Advice on Formal Academic & Scientific English & Journal Guidelines

Advice on Formal Academic & Scientific English & Journal Guidelines

Apr 28, 2025Rene Tetzner

Summary

Formal academic and scientific English is a house style as much as a language choice. Journals expect clear, correct and consistent prose that aligns with their author guidelines—often without telling you exactly how to achieve it. This guide distils the essentials: choose one variety (British or American) and apply it consistently; write in precise, objective sentences; report numbers, symbols and statistics to journal standards; format units, abbreviations and references uniformly; and avoid ambiguity, colloquialisms and mixed styles. Use active voice where it improves clarity, reserve cautious interpretation for the right section, and ensure visuals, tables and captions are self-contained.

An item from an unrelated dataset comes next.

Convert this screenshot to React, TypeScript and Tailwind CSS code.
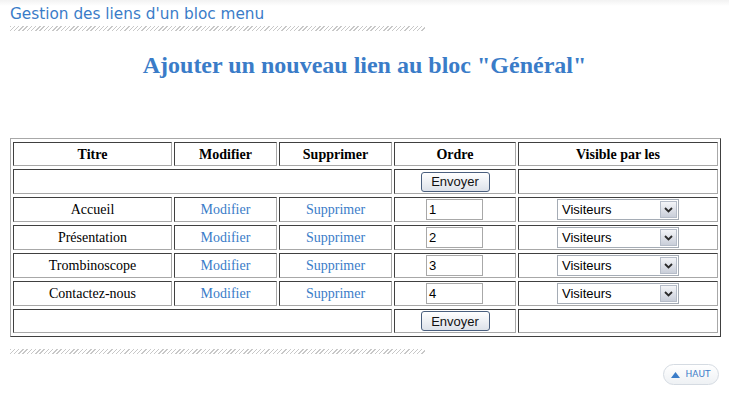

Key moves: lock your language variety; build a mini style sheet (spelling, hyphenation, capitalisation, punctuation); follow discipline reporting standards (e.g., SI units, effect sizes, CIs); control acronyms; prefer bias-free, person-first phrasing; and run a final consistency audit (numbers, dates, decimal places, reference casing). Small linguistic details signal credibility to editors, reviewers and readers.

Bottom line: formal English in journals is clarity plus consistency under constraints. Master a few high-impact rules, then apply them relentlessly from title to references. Your argument will read stronger—and your manuscript will travel faster through peer review.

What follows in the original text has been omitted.